— Begin —

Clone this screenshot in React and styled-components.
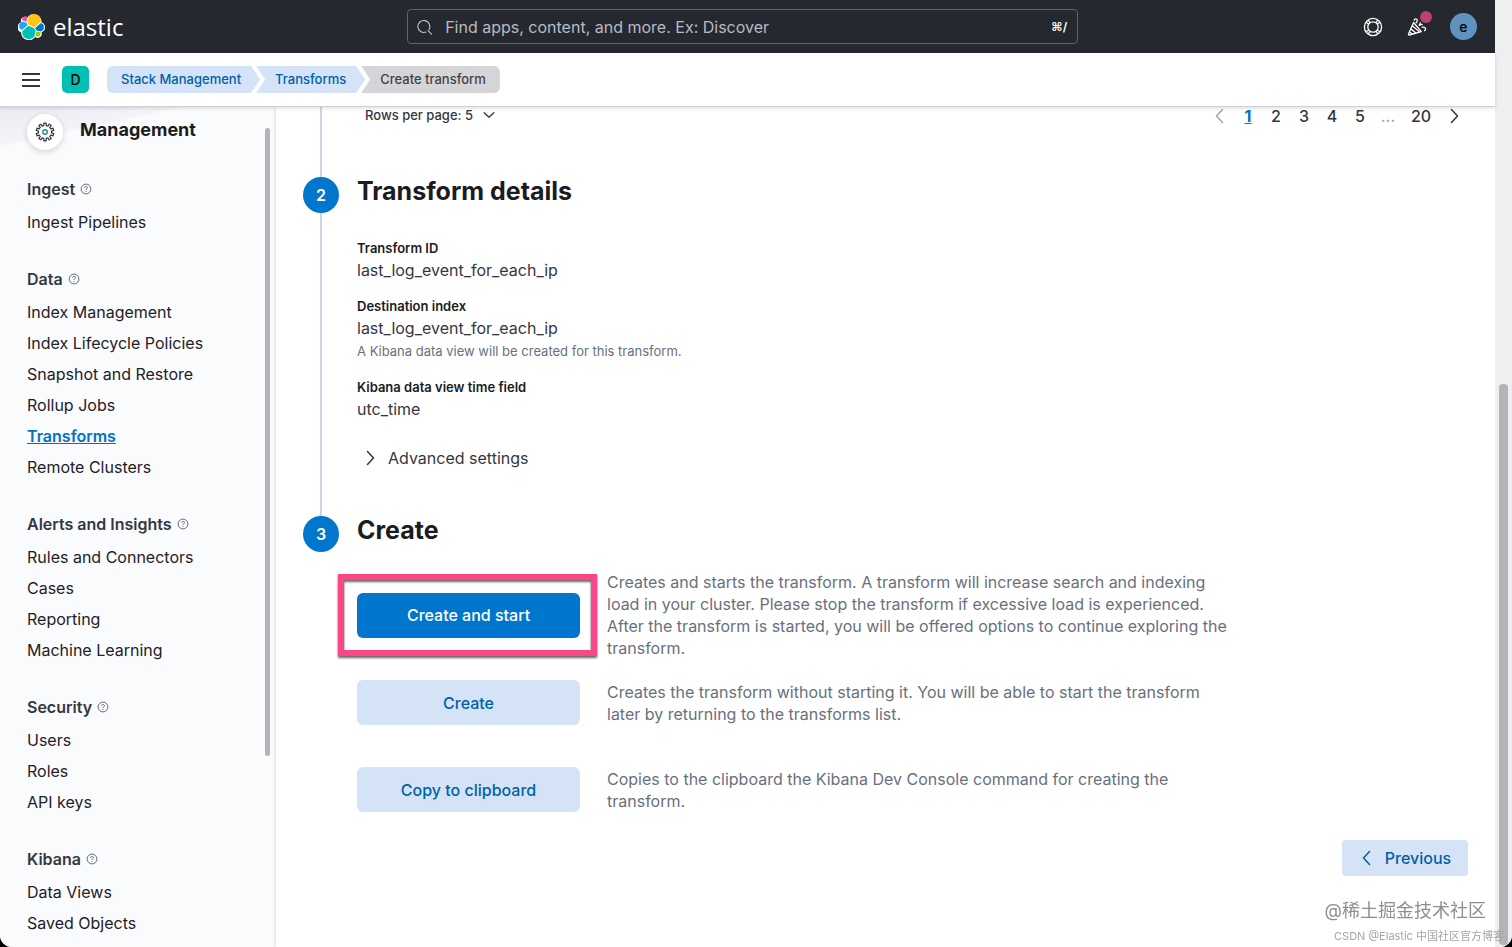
import React from 'react';
import styled, { createGlobalStyle } from 'styled-components';

const GlobalStyle = createGlobalStyle`
* {
    box-sizing: border-box;
}

body {
    margin: 0;
    background: #000;
    color: #343741;
    font-family: Inter, 'Noto Sans CJK SC', sans-serif;
    font-size: 16px;
}

button, input, select {
    font: inherit;
    color: inherit;
    border: 0;
    padding: 0;
    background: none;
}

button {
    cursor: pointer;
}

h1, h2, h3, p, ul, ol, dl, dd {
    margin: 0;
    padding: 0;
    list-style: none;
}
`

const Window = styled.div`
display: grid;
grid-template-columns: minmax(0, 1fr) 17px;
height: 100vh;
overflow: hidden;
background: #fff;
border-radius: 0 0 12px 12px;
`

const Page = styled.div`
display: flex;
flex-direction: column;
min-height: 0;
`

const Rail = styled.div`
display: flex;
flex-direction: column;
justify-content: flex-end;
align-items: center;
padding-bottom: 2px;
background: #eeeff1;
`

const Thumb = styled.div`
width: ${props => props.$width}px;
height: ${props => props.$height};
border-radius: 4px;
background: #b3b4b7;
`

const TopBar = styled.header`
display: flex;
align-items: center;
justify-content: space-between;
flex: none;
height: 53px;
padding: 0 18px;
background: #25282f;
color: #fff;
`

const Logo = styled.a`
display: flex;
align-items: center;
gap: 8px;
color: #fff;
text-decoration: none;
font: 400 24px/32px 'Open Sans', sans-serif;
`

const Search = styled.label`
display: flex;
align-items: center;
gap: 12px;
width: 46%;
height: 35px;
padding: 0 10px 0 9px;
border: 1px solid #5f636c;
border-radius: 4px;
color: #c5c7cb;
`

const SearchInput = styled.input`
flex: 1;
min-width: 0;
outline: none;

&::placeholder {
    color: #b9bbc0;
    opacity: 1;
}
`

const Shortcut = styled.span`
font-size: 12px;
font-weight: 600;
color: #fff;
`

const Actions = styled.div`
display: flex;
align-items: center;
gap: 22px;
`

const IconButton = styled.button`
position: relative;
display: flex;
align-items: center;
justify-content: center;
min-width: 22px;
height: 27px;
color: inherit;
`

const Dot = styled.span`
position: absolute;
top: -2px;
right: -4px;
width: 12px;
height: 12px;
border-radius: 50%;
background: #bf3f76;
`

const Avatar = styled.button`
width: 27px;
height: 27px;
border-radius: ${props => (props.$square ? '5px' : '50%')};
background: ${props => props.$color};
color: #000;
font-size: 14px;
line-height: 27px;
font-weight: 500;
`

const SubBar = styled.div`
position: relative;
z-index: 1;
display: flex;
align-items: center;
flex: none;
gap: 18px;
height: 54px;
padding: 0 18px;
background: #fff;
border-bottom: 1px solid #cfd1d6;
box-shadow: 0 1px 4px rgba(0, 0, 0, 0.15);
`

const MenuButton = styled(IconButton)`
width: 26px;
`

const Crumbs = styled.ol`
display: flex;
`

const Crumb = styled.li`
height: 27px;
padding: 0 19px;
background: #d4e3f7;
color: #0061a6;
font-size: 13px;
line-height: 27px;
font-weight: 500;
clip-path: polygon(0 0, calc(100% - 9px) 0, 100% 50%, calc(100% - 9px) 100%, 0 100%, 9px 50%);

a {
    color: inherit;
    text-decoration: none;
}

& + & {
    margin-left: -4px;
}

&:first-child {
    padding-left: 14px;
    border-radius: 6px 0 0 6px;
    clip-path: polygon(0 0, calc(100% - 9px) 0, 100% 50%, calc(100% - 9px) 100%, 0 100%);
}

&:last-child {
    padding-right: 14px;
    border-radius: 0 6px 6px 0;
    background: #d5d5d8;
    color: #404249;
    clip-path: polygon(0 0, 100% 0, 100% 100%, 0 100%, 9px 50%);
}
`

const Body = styled.div`
display: flex;
flex: 1;
min-height: 0;
`

const Sidebar = styled.aside`
display: flex;
justify-content: space-between;
flex: none;
width: 276px;
padding-right: 6px;
overflow: hidden;
background: linear-gradient(168deg, #e9ebf2 0, #f2f4f8 48%, transparent 51%) 0 0 / 190px 38px no-repeat, #fafbfd;
`

const SideContent = styled.nav`
padding: 7px 0 0 27px;
`

const SideTrack = styled.div`
padding-top: 21px;
`

const SideHeader = styled.div`
display: flex;
gap: 17px;
margin-bottom: 21px;
`

const SideIcon = styled.span`
display: flex;
align-items: center;
justify-content: center;
width: 36px;
height: 36px;
border-radius: 50%;
background: #fff;
box-shadow: 0 2px 6px rgba(0, 0, 0, 0.16);
`

const SideTitle = styled.h1`
font-size: 18px;
line-height: 32px;
font-weight: 700;
color: #1a1c21;
`

const Group = styled.section`
margin-bottom: 23px;
`

const GroupTitle = styled.h2`
display: flex;
align-items: center;
gap: 5px;
height: 36px;
font-size: 16px;
font-weight: 600;
`

const SideLink = styled.a`
display: block;
font-size: 16px;
line-height: 31px;
font-weight: ${props => (props.$active ? 600 : 400)};
color: ${props => (props.$active ? '#0071c2' : '#1f2127')};
text-decoration: ${props => (props.$active ? 'underline' : 'none')};
`

const Main = styled.main`
display: flex;
flex-direction: column;
flex: 1;
min-width: 0;
padding: 0 27px;
background: #fff;
box-shadow: 0 0 4px rgba(0, 0, 0, 0.2);
`

const Step = styled.section`
display: grid;
grid-template-columns: 36px minmax(0, 1fr);
column-gap: 18px;
`

const StepSide = styled.div`
display: flex;
flex-direction: column;
align-items: center;
`

const StepNumber = styled.span`
width: 36px;
height: 36px;
border-radius: 50%;
background: #0077cc;
color: #fff;
font-size: 16px;
line-height: 36px;
font-weight: 600;
text-align: center;
`

const StepLine = styled.span`
flex: 1;
width: 2px;
background: #d0d3e4;
`

const StepTitle = styled.h2`
font-size: 25px;
line-height: 28px;
font-weight: 700;
color: #1a1c21;
`

const TableFooter = styled.div`
display: flex;
justify-content: space-between;
height: 70px;
padding-left: 8px;
`

const RowsButton = styled.button`
display: flex;
align-items: center;
gap: 9px;
height: 16px;
font-size: 13px;
line-height: 16px;
font-weight: 500;
`

const Pager = styled.nav`
display: flex;
align-items: center;
height: 18px;
`

const PageButton = styled.button`
display: flex;
align-items: center;
justify-content: center;
width: ${props => (props.$wide ? 38 : 28)}px;
font-size: 16px;
line-height: 18px;
font-weight: ${props => (props.$active ? 700 : 500)};
color: ${props => (props.$active ? '#0071c2' : props.$muted ? '#a2a5ad' : '#343741')};
text-decoration: ${props => (props.$active ? 'underline' : 'none')};
`

const Details = styled.dl`
padding-top: 33px;
`

const Field = styled.div`
margin-bottom: 13px;
`

const FieldLabel = styled.dt`
font-size: 13px;
line-height: 20px;
font-weight: 600;
color: #1a1c21;
`

const FieldValue = styled.dd`
font-size: 16px;
line-height: 25px;
`

const FieldHelp = styled.dd`
padding-bottom: 3px;
font-size: 13px;
line-height: 20px;
color: #69707d;
`

const Accordion = styled.button`
display: flex;
align-items: center;
gap: 10px;
height: 24px;
margin: 24px 0 46px 5px;
`

const Options = styled.div`
padding-top: 27px;
`

const Option = styled.div`
display: grid;
grid-template-columns: 223px minmax(0, 630px);
align-items: center;
column-gap: 27px;
min-height: 87px;
`

const ButtonCell = styled.div`
position: relative;
`

const Highlight = styled.span`
position: absolute;
inset: -19px -17px -18px -19px;
border: 6px solid #fb4787;
filter: drop-shadow(0 2px 1px rgba(0, 0, 0, 0.6));
pointer-events: none;
`

const Button = styled.button`
display: block;
width: 100%;
height: 45px;
border-radius: 6px;
background: ${props => (props.$primary ? '#0077cc' : '#d4e3f6')};
color: ${props => (props.$primary ? '#fff' : '#0061a6')};
font-size: 16px;
font-weight: 500;
`

const OptionText = styled.p`
line-height: 22px;
color: #69707d;
`

const Previous = styled(Button)`
display: flex;
align-items: center;
align-self: flex-end;
justify-content: center;
gap: 10px;
flex: none;
width: 126px;
height: 36px;
margin-top: 7px;
border-radius: 4px;
`

const Watermark = styled.div`
position: fixed;
right: ${props => props.$right}px;
bottom: ${props => props.$bottom}px;
z-index: 2;
font-size: ${props => props.$size}px;
line-height: 20px;
color: ${props => props.$color};
white-space: nowrap;
`

const groups = [
    { title: 'Ingest', links: ['Ingest Pipelines'] },
    {
        title: 'Data',
        links: [
            'Index Management',
            'Index Lifecycle Policies',
            'Snapshot and Restore',
            'Rollup Jobs',
            'Transforms',
            'Remote Clusters'
        ]
    },
    { title: 'Alerts and Insights', links: ['Rules and Connectors', 'Cases', 'Reporting', 'Machine Learning'] },
    { title: 'Security', links: ['Users', 'Roles', 'API keys'] },
    { title: 'Kibana', links: ['Data Views', 'Saved Objects'] }
]

const options = [
    {
        label: 'Create and start',
        primary: true,
        text: 'Creates and starts the transform. A transform will increase search and indexing load in your cluster. Please stop the transform if excessive load is experienced. After the transform is started, you will be offered options to continue exploring the transform.'
    },
    {
        label: 'Create',
        text: 'Creates the transform without starting it. You will be able to start the transform later by returning to the transforms list.'
    },
    {
        label: 'Copy to clipboard',
        text: 'Copies to the clipboard the Kibana Dev Console command for creating the transform.'
    }
]

const ElasticMark = () => (
    <svg width="27" height="27" viewBox="0 0 32 32" aria-hidden="true">
        <path fill="#fff" d="M32 16.77a6.3 6.3 0 0 0-4.14-5.9 9.2 9.2 0 0 0-16.63-5.4 4.9 4.9 0 0 0-7.56 5.64 6.35 6.35 0 0 0 .02 11.96 9.2 9.2 0 0 0 16.6 5.36 4.9 4.9 0 0 0 7.55-5.6A6.3 6.3 0 0 0 32 16.77" />
        <path fill="#fec514" d="m12.58 13.79 7 3.2 7.07-6.2a7.9 7.9 0 0 0-14.3-6l-1.17 6z" />
        <path fill="#00bfb3" d="M5.33 21.22a7.9 7.9 0 0 0 14.35 6.02l1.16-6.07-1.55-2.97-7.04-3.2z" />
        <path fill="#f04e98" d="m5.29 9.1 4.8 1.13 1.05-5.46A3.8 3.8 0 0 0 5.29 9.1" />
        <path fill="#1ba9f5" d="M4.87 10.25a5.3 5.3 0 0 0-.1 10l6.73-6.1-1.23-2.64z" />
        <path fill="#93c90e" d="M20.87 27.2a3.78 3.78 0 0 0 5.84-4.3l-4.8-1.12z" />
        <path fill="#07c" d="m21.84 20.6 5.28 1.24a5.3 5.3 0 0 0 .1-10.01l-6.91 6.06z" />
    </svg>
)

const SearchIcon = () => (
    <svg width="16" height="16" viewBox="0 0 16 16" fill="none" stroke="currentColor" strokeWidth="1.1" strokeLinecap="round" aria-hidden="true">
        <path d="M9 13.1A6 6 0 1 1 12.1 10.4M11.1 11.6l3.4 3.6" />
    </svg>
)

const HelpRing = () => (
    <svg width="20" height="20" viewBox="0 0 20 20" fill="none" stroke="currentColor" strokeWidth="1.3" aria-hidden="true">
        <circle cx="10" cy="10" r="8.6" />
        <circle cx="10" cy="10" r="5.2" />
        <path d="M3.2 5.2l2.7 2.100M5.200 3.200l2.100 2.700M16.800 5.200l-2.700 2.100M14.800 3.200l-2.100 2.700M3.200 14.800l2.700-2.100M5.200 16.800l2.100-2.700M16.800 14.800l-2.700-2.100M14.800 16.800l-2.100-2.700" />
    </svg>
)

const CheerIcon = () => (
    <svg width="20" height="20" viewBox="0 0 20 20" fill="none" stroke="currentColor" strokeWidth="1.3" strokeLinecap="round" strokeLinejoin="round" aria-hidden="true">
        <path d="M6.6 5.5 1.5 17.1c-.2.7.2 1 .8.9l12-3.4zM5.3 8.8l7.3 6.2M4 12l4.8 4M2.7 15l2.4 2" />
        <path d="M7.2 3.2c.2-1.8 2.9-1.8 3.1.1.1 1-.5 1.9-1.1 2.5M12.2 8.4l1.2-2.6M12.2 8.4l3-1M15.3 10.4c1.8-.8 3.6.4 3.2 2-.1.6-.5 1-.9 1.2" />
    </svg>
)

const MenuIcon = () => (
    <svg width="18" height="14" viewBox="0 0 18 14" stroke="#343741" strokeWidth="2" aria-hidden="true">
        <path d="M0 1h18M0 7h18M0 13h18" />
    </svg>
)

// ten square teeth around a 20px box, angles in degrees from each tooth's centre
const gearPoints = Array.from({ length: 10 }, (_, tooth) =>
    [[-10, 6.6], [-8, 8.9], [8, 8.9], [10, 6.6]].map(([offset, radius]) => {
        const angle = ((tooth * 36 + offset) * Math.PI) / 180
        return `${(10 + radius * Math.sin(angle)).toFixed(2)},${(10 - radius * Math.cos(angle)).toFixed(2)}`
    }).join(' ')
).join(' ')

const GearIcon = () => (
    <svg width="20" height="20" viewBox="0 0 20 20" fill="none" strokeWidth="1.2" aria-hidden="true">
        <polygon points={gearPoints} stroke="#343741" strokeLinejoin="round" />
        <circle cx="10" cy="10" r="2.3" stroke="#17967f" strokeWidth="1.4" />
    </svg>
)

const QuestionIcon = () => (
    <svg width="12" height="12" viewBox="0 0 12 12" fill="none" stroke="#5a5e68" strokeWidth="0.9" aria-hidden="true">
        <circle cx="6" cy="6" r="4.9" />
        <path d="M4.6 4.9c0-1.9 2.9-1.8 2.9-.2C7.5 5.8 6 5.7 6 7M6 8v.9" />
    </svg>
)

const arrows = {
    left: 'M10.5 1.5 4.5 8l6 6.5',
    right: 'M5.5 1.5l6 6.5-6 6.5',
    down: 'M2.5 5.5 8 10.5l5.5-5'
}

const Arrow = ({ to, size = 16 }) => (
    <svg width={size} height={size} viewBox="0 0 16 16" fill="none" stroke="currentColor" strokeWidth="1.5" strokeLinecap="round" strokeLinejoin="round" aria-hidden="true">
        <path d={arrows[to]} />
    </svg>
)

const Header = () => (
    <>
        <TopBar>
            <Logo href="#home">
                <ElasticMark />
                elastic
            </Logo>
            <Search>
                <SearchIcon />
                <SearchInput type="text" aria-label="Search" placeholder="Find apps, content, and more. Ex: Discover" />
                <Shortcut>⌘/</Shortcut>
            </Search>
            <Actions>
                <IconButton aria-label="Help"><HelpRing /></IconButton>
                <IconButton aria-label="News">
                    <CheerIcon />
                    <Dot />
                </IconButton>
                <Avatar $color="#6092c0">e</Avatar>
            </Actions>
        </TopBar>
        <SubBar>
            <MenuButton aria-label="Menu"><MenuIcon /></MenuButton>
            <Avatar $square $color="#00bfb3">D</Avatar>
            <Crumbs>
                <Crumb><a href="#management">Stack Management</a></Crumb>
                <Crumb><a href="#transforms">Transforms</a></Crumb>
                <Crumb aria-current="page">Create transform</Crumb>
            </Crumbs>
        </SubBar>
    </>
)

const SideNav = () => (
    <Sidebar>
        <SideContent>
            <SideHeader>
                <SideIcon><GearIcon /></SideIcon>
                <SideTitle>Management</SideTitle>
            </SideHeader>
            {groups.map(group => (
                <Group key={group.title}>
                    <GroupTitle>
                        {group.title}
                        <QuestionIcon />
                    </GroupTitle>
                    {group.links.map(link => (
                        <SideLink key={link} href="#nav" $active={link === 'Transforms'}>{link}</SideLink>
                    ))}
                </Group>
            ))}
        </SideContent>
        <SideTrack>
            <Thumb $width={5} $height="628px" />
        </SideTrack>
    </Sidebar>
)

const App = () => {
    return (
        <Window>
            <GlobalStyle />
            <Page>
                <Header />
                <Body>
                    <SideNav />
                    <Main>
                        <Step>
                            <StepSide><StepLine /></StepSide>
                            <TableFooter>
                                <RowsButton>
                                    Rows per page: 5
                                    <Arrow to="down" size={14} />
                                </RowsButton>
                                <Pager aria-label="Pagination">
                                    <PageButton $muted aria-label="Previous page"><Arrow to="left" /></PageButton>
                                    <PageButton $active>1</PageButton>
                                    {[2, 3, 4, 5].map(page => <PageButton key={page}>{page}</PageButton>)}
                                    <PageButton as="span" $muted>...</PageButton>
                                    <PageButton $wide>20</PageButton>
                                    <PageButton aria-label="Next page"><Arrow to="right" /></PageButton>
                                </Pager>
                            </TableFooter>
                        </Step>
                        <Step>
                            <StepSide>
                                <StepNumber>2</StepNumber>
                                <StepLine />
                            </StepSide>
                            <div>
                                <StepTitle>Transform details</StepTitle>
                                <Details>
                                    <Field>
                                        <FieldLabel>Transform ID</FieldLabel>
                                        <FieldValue>last_log_event_for_each_ip</FieldValue>
                                    </Field>
                                    <Field>
                                        <FieldLabel>Destination index</FieldLabel>
                                        <FieldValue>last_log_event_for_each_ip</FieldValue>
                                        <FieldHelp>A Kibana data view will be created for this transform.</FieldHelp>
                                    </Field>
                                    <Field>
                                        <FieldLabel>Kibana data view time field</FieldLabel>
                                        <FieldValue>utc_time</FieldValue>
                                    </Field>
                                </Details>
                                <Accordion aria-expanded="false">
                                    <Arrow to="right" />
                                    Advanced settings
                                </Accordion>
                            </div>
                        </Step>
                        <Step>
                            <StepSide>
                                <StepNumber>3</StepNumber>
                            </StepSide>
                            <div>
                                <StepTitle>Create</StepTitle>
                                <Options>
                                    {options.map(option => (
                                        <Option key={option.label}>
                                            <ButtonCell>
                                                <Button $primary={option.primary}>{option.label}</Button>
                                                {option.primary && <Highlight />}
                                            </ButtonCell>
                                            <OptionText>{option.text}</OptionText>
                                        </Option>
                                    ))}
                                </Options>
                            </div>
                        </Step>
                        <Previous>
                            <Arrow to="left" />
                            Previous
                        </Previous>
                    </Main>
                </Body>
            </Page>
            <Rail>
                <Thumb $width={9} $height="calc(60% - 6px)" />
            </Rail>
            <Watermark $right={26} $bottom={26} $size={18} $color="#8d8e92">@稀土掘金技术社区</Watermark>
            <Watermark $right={8} $bottom={1} $size={11} $color="#a4a5a9">CSDN @Elastic 中国社区官方博客</Watermark>
        </Window>
    );
};

export default App;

— End —

**Given problem:** Look through the material above and work out how many of its lines contain "React". State the number only.

**Answer:** 2